Knitsteel suggested that the “Don’t Break the Chain” widget could be stressful.

Nope. You know I’m very goal-oriented. Keeping track of how I’m doing on my goals is not only not stressful, it’s downright natural. But it happens that I was just thinking about that widget in a desultory way as I did mindless stuff at the store yesterday. That one is for the goal of daily exercise, a goal which I had last year, too, but didn’t meet. I figured the calendar would be encouraging for me.

But I have heard that working out seven days a week is no better than six, so I don’t mind if there ends up being one day a week when I don’t get to work out. And so far there has been, in both weeks that I’ve had that up. I have days that are just too busy, or I have guests or something. So I was thinking of the fact that, if I always end up with a day off each week, the little encouraging thing will never say more than, “I’ve been getting things done for six days straight!”

And I was thinking that going from six to one every week is not a big deal, but if you had “I’ve been getting things done for 457 days straight!” and had to go back to one, it could be traumatic.

And that made me think about the difference between things I do every day, and things I do most days.  For me, there seems to be a big difference.

I brush my teeth every day, I read before I sleep every night, I cook meals for my family every day (don’t laugh — there are people who don’t).

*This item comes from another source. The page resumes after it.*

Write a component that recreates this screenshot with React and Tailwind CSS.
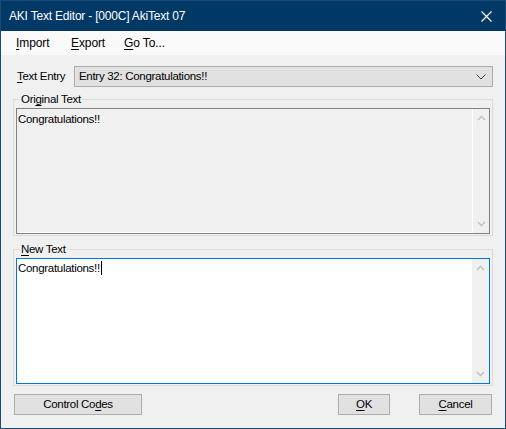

But the things that I usually do, even when they are things that I think I should do every day… Well, I know I don’t do them every day, but I don’t actually know how often I let them slide. I know that I intend to get dressed like a grown up every day (that was a goal from last year, and I do fairly well on that, I think…), and do laundry, and do the homework from my Tuesday class, and make my three business calls, and eat plenty of vegetables, and make some progress on my fiber projects and do housework and follow a proper skin care regimen and —

But you know, I don’t always do all those things. And that is where the difference lies, for me, between things I do every day and things I usually do. Every day, there is an element of decision involved in the things I usually do. I feel that I have the option. I think about whether to have oatmeal for breakfast or, hmmm, maybe French toast would be better. And, when I felt as though exercise was something I did most days and I had a sort of “at least three days a week” in my mind about it, three days was about it.

The things I do every day are automatic. It doesn’t worry me if I don’t do them one day, or make me feel discouraged, but really I just do them. So the “Don’t Break the Chain” widget is helping me to make working out something I do every day, not something I usually do.